As Peter Gloor, a research scientist at the Center for Collective Intelligence at MIT, highlighted in his 1997 book, Elements of Hypermedia Design: Techniques for Navigation & Visualization in Cyberspace:
To be searchable, information has to be stored in machine-readable format.
Despite this knowledge, and despite the rise of Search Engine Optimization (SEO) – a digital marketing discipline whose purpose is to match user intentions with online content through strategies including metadata, backlinks, and other technical optimizations, and aggressive technology advertising – a 2023 web traffic study using Ahrefs‘ Content Explorer Tool (incorporating 14 billion pages) reveals a mindbending truth: 96.55% of all pages in their index get zero traffic from Google, and 1.94% get between one and ten monthly visits. Moreover, Google doesn’t even find all web pages, meaning the web’s true magnitude remains unknown. On the other end of the spectrum, the same year, Neil Patel, a digital marketing authority, showed that over 40 billion pieces of content were being published on the internet every day.

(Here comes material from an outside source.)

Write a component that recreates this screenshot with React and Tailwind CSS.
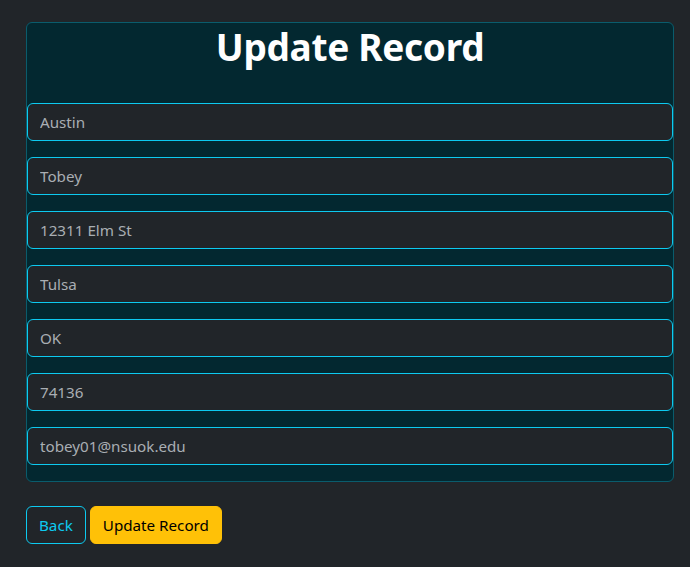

What are we doing wrong? Or what are we not doing? And why? The magnitude of invisibility is uncomprehensible, pointing to a fundamental flaw in our current approach to communication and digital expression – not only in the cultural world, but also in the business and social spheres: we invest in building beautiful houses in a digital desert and then wonder why no one visits. What is that we don’t see? What is that we don’t know? What do we need to learn?
The void between visibility and invisibility remains vast, layered, and unexplored. So do the opportunities, challenges, and threats. We must sculpt the void.
Creators’ Revolution
Now, with art so vital to the equation of online visibility and discovery, with artists holding unprecedented potential to directly influence algorithms in the new creative economy on the background of metadata revolution and evolution – the ‘fuel’ of search and recommendation systems, but also the ‘translator’ in human-machine communication and “the interface of reality“, it is the ideal time to take control of the digital destiny of art.
For what is art on the internet if not the digital expression of the spirit of artists, filmmakers, and creators?